That's a high price to pay for a type of launch vehicle that's looking more and more like a dead end.

More than two weeks before the latest explosion, engineer turned journalist Will Lockett wrote a withering post on the state of the program. 

Okay, but I can already hear the Musk fans pearl-clutching and screaming, “We learn from failure!” Fair enough. Let’s look at the lessons we can glean from these results.

Firstly, why did SpaceX try a new landing path for Super Heavy, even though they have successfully landed it multiple times? Well, weight. Starship weighs far too much, meaning its possible payload is vanishingly small, and its engines are being overstressed (hence the constant engine failures). SpaceX must make Starship lighter for it to even have a chance of being functional. The heaviest component of a rocket, particularly a self-landing one, is fuel. In fact, there is a double weight-saving opportunity there, but we don’t have time to go into that today. Super Heavy Booster’s previous landing relied almost entirely on retrorockets, making it predictable but incredibly fuel-hungry. This new path attempted to replace the bulk of that fuel requirement with atmospheric drag by allowing the rocket to fall to Earth in a belly flop position, which is far less predictable but much more fuel-efficient. This reduced the fuel requirement and caused the rocket to be significantly lighter.

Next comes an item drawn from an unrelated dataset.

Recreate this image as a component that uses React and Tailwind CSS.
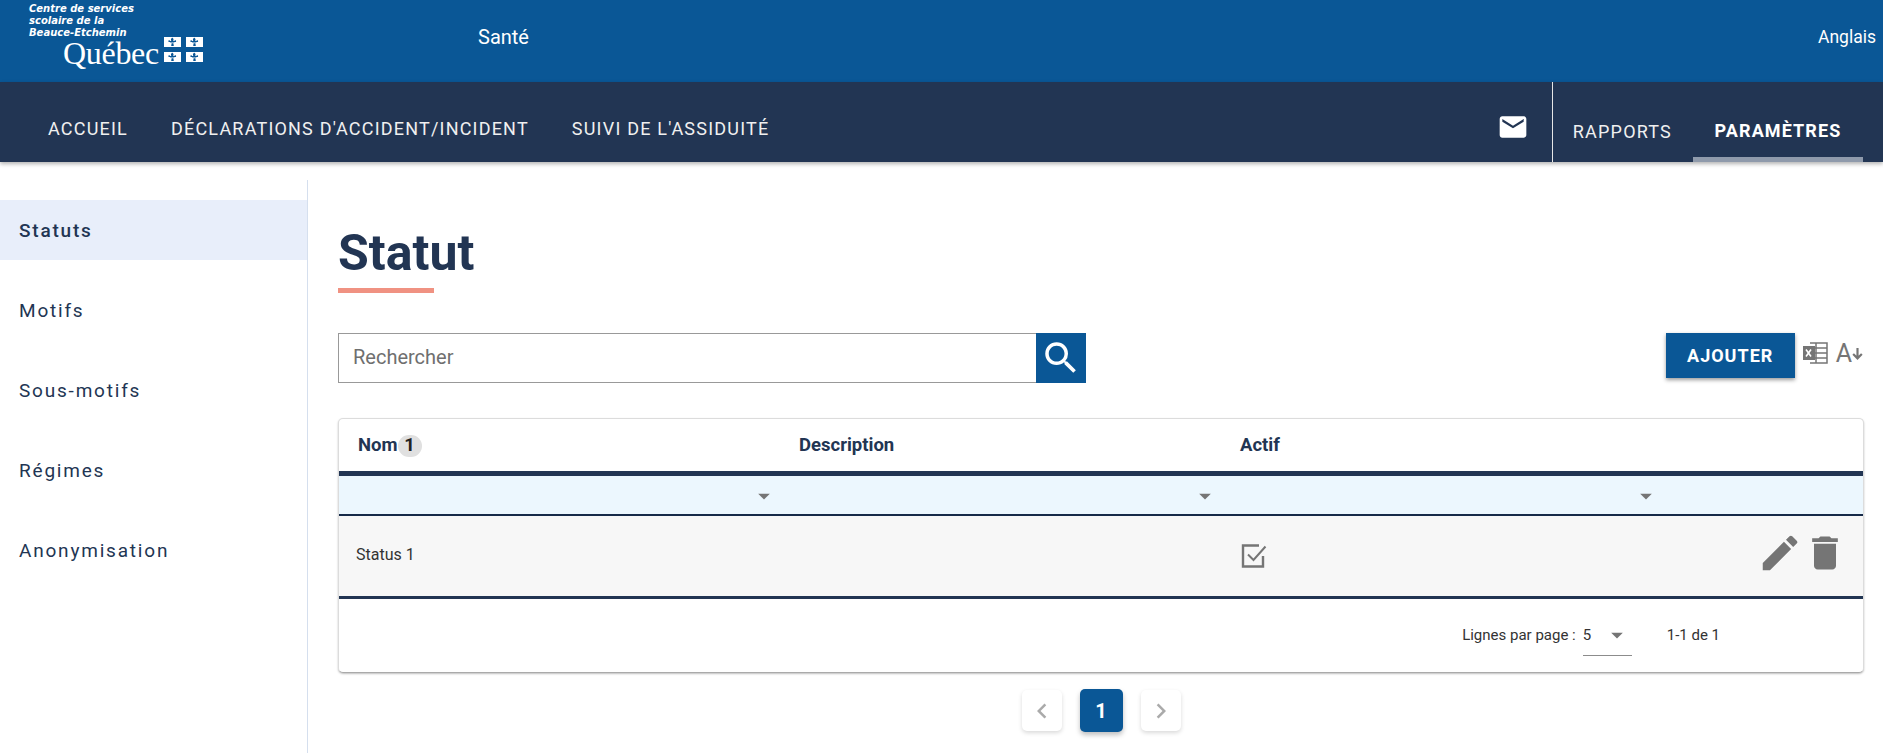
import { MdEmail, MdSearch, MdEdit, MdDelete, MdArrowDropDown, MdChevronLeft, MdChevronRight } from "react-icons/md"

const sideItems = ["Statuts", "Motifs", "Sous-motifs", "Régimes", "Anonymisation"]

const FlagCell = () => (
  <svg viewBox="0 0 17 10" className="w-[17px] h-[10px]">
    <rect width="17" height="10" fill="#fff" />
    <path d="M8.500.8c1.100 1 1.300 2 .7 3.200h1.100c.4-1 2-.8 1.800.4-.1.7-.9.800-1.400.5l-.7.7H6.500l-.7-.7c-.5.3-1.300.2-1.400-.5-.2-1.200 1.400-1.400 1.800-.4h1.100c-.6-1.200-.4-2.200.7-3.200zM7.600 6.200h1.800l.4 2.800H7.200z" fill="#0a5796" />
  </svg>
)

const Logo = () => (
  <div className="w-[200px] ml-[29px] pt-[3px] text-white">
    <div className="font-['DejaVu_Sans'] italic font-bold text-[10px] leading-[12px]">
      <div>Centre de services</div>
      <div>scolaire de la</div>
      <div>Beauce-Etchemin</div>
    </div>
    <div className="flex items-center ml-[34px]">
      <span className="font-['Liberation_Serif'] text-[32px] leading-[28px] tracking-[-0.3px]">Québec</span>
      <div className="grid grid-cols-2 gap-x-[5px] gap-y-[5px] ml-[5px] -mt-[7px]">
        <FlagCell /><FlagCell /><FlagCell /><FlagCell />
      </div>
    </div>
  </div>
)

const ExcelIcon = () => (
  <svg viewBox="0 0 26 24" className="w-[26px] h-[24px]" fill="none" stroke="#757575" strokeWidth="1.500">
    <path d="M8 2h17v20H8M14 2v20M8 7h17M8 12h17M8 17h17" />
    <rect x="1" y="5" width="12" height="14" fill="#757575" stroke="none" />
    <path d="M4 8.500l5 7M9 8.500l-5 7" stroke="#fff" strokeWidth="1.600" />
  </svg>
)

// box is open at the top right, the tick runs out of it
const CheckIcon = () => (
  <svg viewBox="0 0 26 26" className="w-[26px] h-[26px]" fill="none" stroke="#757575" strokeWidth="2.400">
    <path d="M22 13v10.500H2V2.500h16" />
    <path d="M7 11.500l5.500 5.500L24.500 3.500" strokeWidth="2" />
  </svg>
)

function TopBar() {
  return (
    <div className="h-[82px] bg-[#0a5796] flex text-white">
      <div className="w-[478px]">
        <Logo />
      </div>
      <div className="flex-1 pt-[25px] text-[20px] leading-[24px]">Santé</div>
      <div className="pt-[25px] pr-[7px] text-[17.500px] leading-[24px]">Anglais</div>
    </div>
  )
}

function NavBar() {
  return (
    <div className="relative z-10 h-[80px] bg-[#223553] flex text-white shadow-[0_2px_4px_rgba(0,0,0,0.3)]">
      <div className="flex-1 flex items-center gap-[43px] pl-[48px] pt-[12px] text-[18px] tracking-[1.200px] text-[#f0f0f0]">
        <span>ACCUEIL</span>
        <span>DÉCLARATIONS D'ACCIDENT/INCIDENT</span>
        <span>SUIVI DE L'ASSIDUITÉ</span>
      </div>
      <div className="flex items-center pt-[10px] pr-[23px]">
        <MdEmail className="w-[32px] h-[32px]" />
      </div>
      <div className="w-px bg-[#e6e6e6]" />
      <div className="flex items-stretch pl-[20px] pr-[20px]">
        <div className="flex items-center pt-[18px] pr-[21px] text-[18px] tracking-[1.200px] text-[#f0f0f0]">RAPPORTS</div>
        <div className="w-[170px] flex items-center justify-center pt-[22px] border-b-[5px] border-[#8f9aab] text-[18px] font-bold tracking-[1.100px]">PARAMÈTRES</div>
      </div>
    </div>
  )
}

function Sidebar() {
  return (
    <div className="w-[308px] mt-[18px] border-r border-[#d5dfee] pt-[20px] flex flex-col gap-[20px] shrink-0">
      {sideItems.map((item, i) => (
        <div
          key={item}
          className={`h-[60px] flex items-center pl-[19px] pt-[2px] text-[19px] tracking-[1.800px] text-[#223553] ${i === 0 ? "bg-[#e8eefa] font-medium" : ""}`}
        >
          {item}
        </div>
      ))}
    </div>
  )
}

function DataTable() {
  return (
    <div className="rounded-[5px] border border-[#dcdcdc] border-b-[#aaa] shadow-[0_1px_2px_rgba(0,0,0,0.25)] overflow-hidden bg-white">
      <div className="h-[52px] grid grid-cols-[441px_441px_441px_1fr] items-center text-[18.500px] font-bold text-[#223553] pt-[2px]">
        <div className="pl-[19px] flex items-center">
          Nom
          <span className="w-[24px] h-[22px] rounded-full bg-[#e0e0e0] flex items-center justify-center text-[#222]">1</span>
        </div>
        <div className="pl-[19px]">Description</div>
        <div className="pl-[19px]">Actif</div>
        <div />
      </div>
      <div className="h-[45px] bg-[#ecf7fe] border-t-[5px] border-b-[2px] border-t-[#223553] border-b-[#162a48] grid grid-cols-[441px_441px_441px_1fr] items-center">
        {[0, 1, 2].map((i) => (
          <div key={i} className="flex justify-end pr-[2px] pt-[1px]">
            <MdArrowDropDown className="w-[28px] h-[28px] text-[#757575]" />
          </div>
        ))}
      </div>
      <div className="h-[83px] bg-[#f7f7f7] border-b-[3px] border-[#223553] grid grid-cols-[441px_441px_441px_1fr] items-center text-[16px] text-[#333]">
        <div className="pl-[17px] pb-[2px]">Status 1</div>
        <div />
        <div className="pl-[20px]">
          <CheckIcon />
        </div>
        <div className="flex justify-end items-center pr-[16px] pb-[6px]">
          <MdEdit className="w-[46px] h-[46px] text-[#757575]" />
          <MdDelete className="w-[44px] h-[44px] text-[#757575]" />
        </div>
      </div>
      <div className="h-[73px] flex items-start justify-end pr-[143px] pt-[26px] text-[15px] leading-[20px] text-[#333]">
        <span>Lignes par page :</span>
        <div className="w-[49px] h-[31px] ml-[7px] flex items-start border-b border-[#8c8c8c]">
          <span>5</span>
          <MdArrowDropDown className="w-[28px] h-[28px] ml-[12px] -mt-[4px] text-[#757575]" />
        </div>
        <span className="ml-[35px]">1-1 de 1</span>
      </div>
    </div>
  )
}

function Pager() {
  return (
    <div className="flex justify-center items-center gap-[18px] mt-[16px]">
      <div className="w-[40px] h-[41px] rounded-[5px] bg-white flex items-center justify-center shadow-[0_2px_4px_rgba(0,0,0,0.15)]">
        <MdChevronLeft className="w-[30px] h-[30px] text-[#aaa]" />
      </div>
      <div className="w-[43px] h-[43px] rounded-[5px] bg-[#0a5796] text-white font-bold text-[20px] flex items-center justify-center shadow-[0_3px_5px_rgba(0,0,0,0.25)]">1</div>
      <div className="w-[40px] h-[41px] rounded-[5px] bg-white flex items-center justify-center shadow-[0_2px_4px_rgba(0,0,0,0.15)]">
        <MdChevronRight className="w-[30px] h-[30px] text-[#aaa]" />
      </div>
    </div>
  )
}

export default function App() {
  return (
    <div className="h-[753px] w-[1883px] overflow-hidden bg-white font-['Roboto',sans-serif] flex flex-col">
      <TopBar />
      <NavBar />
      <div className="flex-1 flex">
        <Sidebar />
        <div className="flex-1 pl-[30px] pr-[19px]">
          <h1 className="mt-[63px] text-[50px] leading-[56px] font-bold text-[#223553]">Statut</h1>
          <div className="w-[96px] h-[5px] mt-[7px] bg-[#f09282]" />
          <div className="flex items-start mt-[40px]">
            <div className="w-[748px] h-[50px] flex border border-[#999]">
              <div className="flex-1 flex items-center pl-[14px] pb-[2px] text-[20px] text-[#6f6f6f]">Rechercher</div>
              <div className="w-[50px] bg-[#0a5796] flex items-center justify-center -my-px -mr-px">
                <MdSearch className="w-[42px] h-[42px] text-white" />
              </div>
            </div>
            <div className="flex-1" />
            <div className="w-[129px] h-[45px] bg-[#0a5796] text-white font-bold text-[18px] tracking-[1px] flex items-center justify-center shadow-[0_2px_4px_rgba(0,0,0,0.4)]">AJOUTER</div>
            <div className="flex items-center ml-[7px] mr-[1px] h-[40px] text-[#757575]">
              <ExcelIcon />
              <span className="ml-[8px] text-[25px] leading-none">A</span>
              <svg viewBox="0 0 10 12" className="w-[11px] h-[13px]" fill="none" stroke="#757575" strokeWidth="2">
                <path d="M5 1v9M1 6.500l4 4 4-4" />
              </svg>
            </div>
          </div>
          <div className="mt-[35px]">
            <DataTable />
          </div>
          <Pager />
        </div>
      </div>
    </div>
  )
}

That was, until the rocket broke up, meaning that it could not handle the stress of this belly flop manoeuvre. Furthermore, it broke apart after its retrorockets reignited, which also suggests that they may have failed, implying that these engines might be pushed too hard to be reliably reused. So the lesson we can take away from this teachable moment is that Super Heavy Booster and its engines need to be heavily reinforced to survive such a landing (especially if it is to be reused, as planned), but doing so would add enough weight to render the entire exercise moot. So, really, the lesson here is that you meet a dead end when you try to make the first stage lighter.

...

SpaceX still has a long way to go before Starship becomes a viable launch vehicle. It still has to successfully land the upper stage, reuse an upper stage, reach orbit, deliver a payload to orbit, reach a useable payload capacity, conduct a cryogenic fuel transfer between two starships in space (which has never been done before), perform a successful long-duration flight test, conduct a successful uncrewed lunar landing and conduct a crewed lunar landing. All of which, for context, was meant to be achieved by January 2025! Nearly all of Starship’s paid contracts are for human spaceflight to the Moon, which requires repeated orbital refuelling and human spaceflight certification. Orbit refuelling is incredibly difficult, and in order to become human spaceflight certified, SpaceX needs to prove that they can successfully land the upper stage almost 100% of the time. It has taken them nine failed attempts and almost $10 billion for Starship to not reach orbit with a fraction of its promised payload and to never land an upper stage or successfully reuse a first stage. How many test flights, dollars and years will it take to actually get this hunk of junk working?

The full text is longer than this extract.